Hopefully, with these,
we can see:
1) scaling correctly
matters (hopefully supported by all three studies)
2) adding objects for
scale makes it a stronger effect
3) it is a stronger
effect for human motion than for non-humanoid
motion.
We were done with task
one and starting on task two for this week. We also did our
presentation on Tuesday ( Aug 16th). It went well.
Week seven
and week eight (July 27th- Aug 9th)
July 27th - July 28th
We finished everything
and make sure
everything is okay with the blob movies. We also modified some of the
stuff according to Sara (another faculty that collaborates with Prof.

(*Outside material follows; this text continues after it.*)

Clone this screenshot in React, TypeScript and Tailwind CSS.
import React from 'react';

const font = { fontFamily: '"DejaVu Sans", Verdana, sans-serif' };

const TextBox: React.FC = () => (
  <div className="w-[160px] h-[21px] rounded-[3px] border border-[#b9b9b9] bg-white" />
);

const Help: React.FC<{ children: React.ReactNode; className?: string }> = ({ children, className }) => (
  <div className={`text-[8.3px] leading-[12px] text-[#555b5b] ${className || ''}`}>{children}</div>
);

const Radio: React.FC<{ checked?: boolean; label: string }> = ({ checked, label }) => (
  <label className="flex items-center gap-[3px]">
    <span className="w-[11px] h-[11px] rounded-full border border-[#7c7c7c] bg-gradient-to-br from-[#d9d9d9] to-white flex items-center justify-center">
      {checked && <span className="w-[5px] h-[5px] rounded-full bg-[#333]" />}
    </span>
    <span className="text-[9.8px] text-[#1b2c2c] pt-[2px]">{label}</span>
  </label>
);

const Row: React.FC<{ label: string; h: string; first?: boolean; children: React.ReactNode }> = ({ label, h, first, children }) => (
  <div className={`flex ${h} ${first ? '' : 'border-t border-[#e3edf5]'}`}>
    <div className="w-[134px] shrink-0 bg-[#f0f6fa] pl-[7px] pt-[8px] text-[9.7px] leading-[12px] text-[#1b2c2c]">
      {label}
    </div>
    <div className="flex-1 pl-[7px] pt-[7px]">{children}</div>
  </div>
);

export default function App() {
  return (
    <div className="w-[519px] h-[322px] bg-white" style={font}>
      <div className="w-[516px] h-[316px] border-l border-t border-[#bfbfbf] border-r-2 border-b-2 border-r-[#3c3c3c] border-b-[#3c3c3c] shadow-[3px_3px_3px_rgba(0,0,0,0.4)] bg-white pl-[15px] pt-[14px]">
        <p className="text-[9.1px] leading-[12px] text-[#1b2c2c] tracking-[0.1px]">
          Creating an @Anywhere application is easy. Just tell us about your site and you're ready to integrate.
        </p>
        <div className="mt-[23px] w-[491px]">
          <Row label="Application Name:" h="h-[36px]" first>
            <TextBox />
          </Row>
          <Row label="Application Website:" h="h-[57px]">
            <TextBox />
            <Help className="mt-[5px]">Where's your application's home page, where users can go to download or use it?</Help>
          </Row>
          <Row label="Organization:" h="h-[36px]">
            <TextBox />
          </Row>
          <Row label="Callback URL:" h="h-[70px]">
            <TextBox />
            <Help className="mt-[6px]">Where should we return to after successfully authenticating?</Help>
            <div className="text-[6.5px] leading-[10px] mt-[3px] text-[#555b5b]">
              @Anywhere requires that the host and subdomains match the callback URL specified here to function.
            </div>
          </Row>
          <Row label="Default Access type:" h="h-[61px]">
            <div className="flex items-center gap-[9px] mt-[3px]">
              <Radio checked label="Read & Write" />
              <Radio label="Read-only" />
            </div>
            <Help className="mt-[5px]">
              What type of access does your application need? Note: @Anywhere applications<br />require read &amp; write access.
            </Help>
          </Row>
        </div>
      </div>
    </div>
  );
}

Hodgins). We want to make sure everything is good to go with the survey
before we left for SIGGRAPH
July 29th -
Aug 6th
I went to the
SIGGRAPH 2005 Conference at Los
Angeles Convention Center. I really enjoy it and would love to go there
again next year.
It gives me a lot of new knowledge as well as ideas that I have never
thought about it before.
The part that I enjoyed most from the SIGGRAPH is the fact that they
have courses which was the most interesting part.
Week six
(July 20th -
July 26th)
We finalized
and tweaked the blob movies so that they are presentable. We ended up
with 9 blob movies as follow:
big size blob
with slow motion (the right scale)
big size blob
with the medium motion (wrong scale)
big size blob
with the fast motion (wrong scale)
medium size
blob with slow motion (wrong scale)
medium size blob with the medium motion (right scale)

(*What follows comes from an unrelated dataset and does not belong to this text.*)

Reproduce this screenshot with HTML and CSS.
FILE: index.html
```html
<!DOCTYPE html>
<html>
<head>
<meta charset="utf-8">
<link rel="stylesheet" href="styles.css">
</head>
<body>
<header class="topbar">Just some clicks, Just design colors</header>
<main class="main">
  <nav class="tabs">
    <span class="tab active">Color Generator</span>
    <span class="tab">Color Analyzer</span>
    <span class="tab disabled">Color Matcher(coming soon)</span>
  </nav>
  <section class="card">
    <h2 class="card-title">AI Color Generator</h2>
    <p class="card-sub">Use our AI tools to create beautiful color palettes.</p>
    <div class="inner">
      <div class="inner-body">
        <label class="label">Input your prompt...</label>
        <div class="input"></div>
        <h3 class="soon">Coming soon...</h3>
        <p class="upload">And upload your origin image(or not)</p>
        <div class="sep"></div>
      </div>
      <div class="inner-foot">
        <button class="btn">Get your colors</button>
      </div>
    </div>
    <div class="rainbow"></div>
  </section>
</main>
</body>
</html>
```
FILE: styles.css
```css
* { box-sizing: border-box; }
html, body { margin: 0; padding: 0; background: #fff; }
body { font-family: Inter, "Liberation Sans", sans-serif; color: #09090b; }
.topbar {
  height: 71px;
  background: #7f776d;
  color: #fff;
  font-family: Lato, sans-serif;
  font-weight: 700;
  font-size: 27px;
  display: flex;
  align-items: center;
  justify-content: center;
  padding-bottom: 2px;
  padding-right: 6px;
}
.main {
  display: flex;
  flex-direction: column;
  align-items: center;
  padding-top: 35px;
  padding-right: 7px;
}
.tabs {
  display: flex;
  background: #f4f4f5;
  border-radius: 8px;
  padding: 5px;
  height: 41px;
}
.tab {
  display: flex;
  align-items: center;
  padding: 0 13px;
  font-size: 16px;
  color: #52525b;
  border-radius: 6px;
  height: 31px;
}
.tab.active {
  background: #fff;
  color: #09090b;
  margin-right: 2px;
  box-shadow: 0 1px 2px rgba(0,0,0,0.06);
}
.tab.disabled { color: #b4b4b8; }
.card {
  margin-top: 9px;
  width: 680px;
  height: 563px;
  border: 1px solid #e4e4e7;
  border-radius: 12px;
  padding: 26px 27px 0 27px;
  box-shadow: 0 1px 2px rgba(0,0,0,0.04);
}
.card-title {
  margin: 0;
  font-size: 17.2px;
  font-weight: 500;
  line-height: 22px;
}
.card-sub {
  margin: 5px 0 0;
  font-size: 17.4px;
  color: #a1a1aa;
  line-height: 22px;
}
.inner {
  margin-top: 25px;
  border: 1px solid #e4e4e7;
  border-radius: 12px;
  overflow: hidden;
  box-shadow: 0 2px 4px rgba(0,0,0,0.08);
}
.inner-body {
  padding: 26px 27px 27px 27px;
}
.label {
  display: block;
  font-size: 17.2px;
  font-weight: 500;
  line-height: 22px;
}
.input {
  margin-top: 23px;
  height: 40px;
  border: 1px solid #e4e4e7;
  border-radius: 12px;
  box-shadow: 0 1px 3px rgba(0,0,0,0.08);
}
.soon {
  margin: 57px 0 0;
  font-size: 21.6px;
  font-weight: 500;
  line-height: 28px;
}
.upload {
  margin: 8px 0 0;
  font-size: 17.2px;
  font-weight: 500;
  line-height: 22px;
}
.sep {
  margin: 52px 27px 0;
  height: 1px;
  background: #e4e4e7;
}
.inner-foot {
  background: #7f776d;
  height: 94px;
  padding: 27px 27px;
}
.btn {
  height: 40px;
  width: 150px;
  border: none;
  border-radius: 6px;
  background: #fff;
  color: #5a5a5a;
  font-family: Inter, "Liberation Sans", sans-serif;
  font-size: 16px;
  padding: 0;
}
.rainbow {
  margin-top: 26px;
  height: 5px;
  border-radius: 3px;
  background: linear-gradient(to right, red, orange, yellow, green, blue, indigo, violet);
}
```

medium size blob with the fast motion (wrong scale)
small size
blob with slow motion (wrong scale)
small size blob with the medium motion (wrong scale)

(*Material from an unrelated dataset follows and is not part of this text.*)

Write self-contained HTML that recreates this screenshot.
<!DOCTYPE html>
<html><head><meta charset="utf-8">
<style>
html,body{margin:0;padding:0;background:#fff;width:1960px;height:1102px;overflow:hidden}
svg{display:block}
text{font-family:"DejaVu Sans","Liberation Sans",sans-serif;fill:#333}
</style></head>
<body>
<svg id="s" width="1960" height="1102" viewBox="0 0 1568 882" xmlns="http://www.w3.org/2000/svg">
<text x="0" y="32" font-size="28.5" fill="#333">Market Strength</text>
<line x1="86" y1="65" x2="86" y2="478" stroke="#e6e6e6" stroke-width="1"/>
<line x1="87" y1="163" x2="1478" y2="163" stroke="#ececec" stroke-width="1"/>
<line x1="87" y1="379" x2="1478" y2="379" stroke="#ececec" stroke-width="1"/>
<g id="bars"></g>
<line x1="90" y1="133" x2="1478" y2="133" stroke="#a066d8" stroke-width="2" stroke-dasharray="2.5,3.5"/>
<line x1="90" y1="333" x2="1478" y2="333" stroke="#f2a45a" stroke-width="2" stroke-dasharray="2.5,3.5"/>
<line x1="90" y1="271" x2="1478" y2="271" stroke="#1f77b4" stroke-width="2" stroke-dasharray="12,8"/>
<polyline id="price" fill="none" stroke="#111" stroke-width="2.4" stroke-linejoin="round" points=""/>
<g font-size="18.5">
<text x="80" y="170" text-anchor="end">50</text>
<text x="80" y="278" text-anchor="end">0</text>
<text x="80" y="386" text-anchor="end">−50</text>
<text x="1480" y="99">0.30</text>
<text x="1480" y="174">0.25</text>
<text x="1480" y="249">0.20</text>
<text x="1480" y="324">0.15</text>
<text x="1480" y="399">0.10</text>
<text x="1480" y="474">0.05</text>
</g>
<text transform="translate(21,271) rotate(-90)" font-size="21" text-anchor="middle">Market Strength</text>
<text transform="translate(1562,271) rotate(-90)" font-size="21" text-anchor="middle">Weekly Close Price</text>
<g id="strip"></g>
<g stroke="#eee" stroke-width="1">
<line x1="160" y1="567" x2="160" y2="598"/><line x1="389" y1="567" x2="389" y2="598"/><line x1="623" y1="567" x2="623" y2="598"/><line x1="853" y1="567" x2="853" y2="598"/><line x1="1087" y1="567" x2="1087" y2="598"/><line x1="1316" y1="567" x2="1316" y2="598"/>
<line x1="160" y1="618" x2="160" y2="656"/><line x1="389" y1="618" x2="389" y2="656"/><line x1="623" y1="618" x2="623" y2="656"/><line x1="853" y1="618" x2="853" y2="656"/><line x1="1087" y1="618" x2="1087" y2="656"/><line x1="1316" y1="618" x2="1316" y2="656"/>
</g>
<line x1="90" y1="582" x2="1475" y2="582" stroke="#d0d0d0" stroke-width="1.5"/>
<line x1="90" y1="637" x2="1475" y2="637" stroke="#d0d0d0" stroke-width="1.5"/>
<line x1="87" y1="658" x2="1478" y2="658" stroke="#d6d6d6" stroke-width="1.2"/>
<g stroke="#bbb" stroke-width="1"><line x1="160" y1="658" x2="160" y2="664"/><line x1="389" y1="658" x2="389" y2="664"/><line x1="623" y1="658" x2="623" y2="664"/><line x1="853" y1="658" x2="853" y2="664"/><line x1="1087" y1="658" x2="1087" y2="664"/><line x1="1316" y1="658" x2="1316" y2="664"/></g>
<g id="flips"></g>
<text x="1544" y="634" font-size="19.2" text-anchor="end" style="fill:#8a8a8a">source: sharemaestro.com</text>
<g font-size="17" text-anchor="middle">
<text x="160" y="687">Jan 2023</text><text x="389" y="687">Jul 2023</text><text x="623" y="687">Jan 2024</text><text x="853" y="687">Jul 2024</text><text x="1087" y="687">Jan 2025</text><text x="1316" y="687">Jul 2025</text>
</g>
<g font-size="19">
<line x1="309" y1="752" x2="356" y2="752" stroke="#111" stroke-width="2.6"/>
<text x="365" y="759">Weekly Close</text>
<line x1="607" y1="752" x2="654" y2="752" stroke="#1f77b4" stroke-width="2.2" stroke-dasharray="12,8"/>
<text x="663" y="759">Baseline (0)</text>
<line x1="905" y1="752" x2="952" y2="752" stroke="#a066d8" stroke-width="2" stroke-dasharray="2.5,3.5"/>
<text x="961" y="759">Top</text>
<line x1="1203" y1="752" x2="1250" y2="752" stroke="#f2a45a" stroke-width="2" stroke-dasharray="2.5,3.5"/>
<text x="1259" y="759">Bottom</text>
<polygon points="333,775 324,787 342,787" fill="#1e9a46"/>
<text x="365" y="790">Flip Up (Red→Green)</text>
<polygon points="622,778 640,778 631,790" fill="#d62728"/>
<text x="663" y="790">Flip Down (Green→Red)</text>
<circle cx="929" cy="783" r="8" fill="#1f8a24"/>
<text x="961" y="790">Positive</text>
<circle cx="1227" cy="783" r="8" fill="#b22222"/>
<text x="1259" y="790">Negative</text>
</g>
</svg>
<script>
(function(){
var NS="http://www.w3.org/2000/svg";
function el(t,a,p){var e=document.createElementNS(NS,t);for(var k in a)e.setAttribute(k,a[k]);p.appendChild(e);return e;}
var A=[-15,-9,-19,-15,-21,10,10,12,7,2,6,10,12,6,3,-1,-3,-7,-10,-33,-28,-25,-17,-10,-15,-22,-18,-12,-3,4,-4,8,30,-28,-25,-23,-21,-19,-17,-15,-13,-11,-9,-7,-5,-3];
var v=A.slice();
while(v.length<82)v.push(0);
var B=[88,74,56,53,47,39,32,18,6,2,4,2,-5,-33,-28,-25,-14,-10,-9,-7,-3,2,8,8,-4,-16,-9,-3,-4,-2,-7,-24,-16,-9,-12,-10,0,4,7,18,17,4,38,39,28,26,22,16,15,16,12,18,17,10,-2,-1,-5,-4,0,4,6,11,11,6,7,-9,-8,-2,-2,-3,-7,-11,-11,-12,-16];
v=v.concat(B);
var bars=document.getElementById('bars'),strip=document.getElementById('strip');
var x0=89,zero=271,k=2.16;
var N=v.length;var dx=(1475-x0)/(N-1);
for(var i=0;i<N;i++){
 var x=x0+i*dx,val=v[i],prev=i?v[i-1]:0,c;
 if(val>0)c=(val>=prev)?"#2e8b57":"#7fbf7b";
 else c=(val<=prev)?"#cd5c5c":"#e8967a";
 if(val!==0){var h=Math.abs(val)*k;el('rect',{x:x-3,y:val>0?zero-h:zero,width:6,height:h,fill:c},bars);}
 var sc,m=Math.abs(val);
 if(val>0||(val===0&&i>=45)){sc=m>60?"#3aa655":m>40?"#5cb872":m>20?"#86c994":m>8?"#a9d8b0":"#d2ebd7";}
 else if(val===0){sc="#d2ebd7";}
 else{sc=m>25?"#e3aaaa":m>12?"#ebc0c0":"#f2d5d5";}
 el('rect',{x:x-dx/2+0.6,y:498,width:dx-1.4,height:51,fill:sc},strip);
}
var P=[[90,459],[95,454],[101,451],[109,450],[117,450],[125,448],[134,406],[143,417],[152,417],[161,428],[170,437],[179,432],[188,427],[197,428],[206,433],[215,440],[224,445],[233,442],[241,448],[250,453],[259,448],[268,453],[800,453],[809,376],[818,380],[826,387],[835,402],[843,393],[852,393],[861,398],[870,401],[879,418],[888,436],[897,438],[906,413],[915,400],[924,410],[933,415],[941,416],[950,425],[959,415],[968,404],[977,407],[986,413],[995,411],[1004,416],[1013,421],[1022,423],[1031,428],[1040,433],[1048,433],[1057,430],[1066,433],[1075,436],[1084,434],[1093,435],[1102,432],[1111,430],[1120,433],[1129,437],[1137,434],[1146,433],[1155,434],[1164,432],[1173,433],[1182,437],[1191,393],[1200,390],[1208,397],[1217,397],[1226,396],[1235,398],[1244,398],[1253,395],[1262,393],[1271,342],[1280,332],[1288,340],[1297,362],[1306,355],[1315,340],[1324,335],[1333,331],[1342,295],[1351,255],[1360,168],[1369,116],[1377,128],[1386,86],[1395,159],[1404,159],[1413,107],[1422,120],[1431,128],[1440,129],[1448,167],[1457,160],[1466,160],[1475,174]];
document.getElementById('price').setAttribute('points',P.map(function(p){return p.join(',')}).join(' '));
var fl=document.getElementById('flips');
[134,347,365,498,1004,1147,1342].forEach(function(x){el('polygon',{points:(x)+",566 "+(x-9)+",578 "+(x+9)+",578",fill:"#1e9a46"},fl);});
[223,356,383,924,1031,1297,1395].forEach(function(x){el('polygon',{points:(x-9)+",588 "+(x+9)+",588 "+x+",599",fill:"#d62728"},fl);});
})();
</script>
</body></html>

small size blob with the fast motion (right scale)
We also
created a survey for the blob movies and we will have quite a few
people to participate in the survey.
Vasu ( my teammate) and I attended the meeting to discuss the design of
the survey so that the survey would give the accurate results.
Week
Five (July 13th - July 19th)
We finished
up the the "Afraid" and "Confidence" movies to be sent to University of
Virginia so that they can decide whether they want to go further with
the research.
We rendered all the movies ( total there are around 5-6 of them) with
each of them having different scale and speed. We did this so that it
would give us more information of what would happen when we do not have
the right scale of gravity with respect to the mass of the object/
Week
Four (July 6th - July
12th)
This week, we
started to
make movies that are going to be used for the experiment to see whether
different sizes and wrong motions (not scaled properly) would distort
the original motions.
We tried it
using
different models in order to demostrate this. We basically have
blobs and also a human figure that has different kind of motions. These
motions are gathered from the CMU motion capture database. In this
case, we are using the gorilla motion and also afraid and confidence
motions.
After we
rendered all these samples into movies, we figure out
that the "Afraid" and "Confidence" motions did not show very
significant difference between the different sizes of the body. Hence,
we dont use these models any further.
Week
Three
(June 29th - July 5th)
In this week,
Prof. Hodgins gave
us few papers to
read about the dot patterns on human motions etc. The titles are as
follow:
Proffitt,
D.R., Bertenthal, B.I., & Roberts, R.J., Jr.
(1984). The role
of occlusion
in reducing multistability in moving point light
displays.
Perception
& Psychophysics, 4, 315 323.
Bertamini, M.
& Proffitt, D.R. (2000). Hierarchical motion
organization
in random dot
configurations. Journal of Experimental
Psychology: Human Perception
and Performance, 26, 1371-1386.
Proffitt, D.R.
& Bertenthal, B.I. (1988). Recovering
connectivity from
moving point
light displays. In W.N. Martin & J.K. Aggarwal
(Eds.),
Motion
understanding: Robot and human vision, Hingham MA:
Kluwer.
I also have a
chance to learn the process of motion capturing, starting
from capturing the actor, cleaning up the data, converting the data
into maya binary file that has the same motions and render it to
movies. I have some of my movies posted in my other website :
http://www.cs.cmu.edu/~tanzil.
My teammate
and I also did some research on occlusion because this
technique is needed for making the dots more recoqnizable.
Week
Two (June 22nd - June
28th)
We continued
working on the
third task. We wrote few
different MEL scripts in order to do this. I'm familiar with MEL
scripting, but not that much that I coulf figure out everything at
once. I read some tutorials and also tried to figure out the syntaxes
for different things.
I face a
problem that the coordinates of the dots are not world
coordinates, so when I used that coordinates to create new dots, it
gave me problems. We ended up using the locators in every dots to be
able to get the world coordinate of each dot. It worked.
Week One
(June 14th - June
21st)
My teammate,
Vasu and I were given a strter
project by Prof. Jessica
Hodgins. It's a project that deals with Maya Software, a software used
for computer animation. We basically have 3 tasks that we have to do
with the files that were already provided for us, which is basically
dot patterns files from Motion Capture Lab.
The three
tasks are as follows:
- We have to change the background colors and
delete ( hide) the walls and the floors so that all the dots can be
seen clearly with just grey background.
- We have to invert the figures 180 degrees so
that it would be upside down.
- The third one, which we spent quite a lot of
time workin on this is to provide the scrambled motions of the dots in
which they still have the similar trajectory motions. It means that The
dot initial position would be randomized, for example : the dot that
represented elbow earlier would have the initial position swapped with
the head's dot, so the movement of the head would follows the elbow's
trajectory and the elbow's movement would follow the head's trajectory.
For this week,
we finished the first 2 tasks but not the last tasks
even though we already started on it.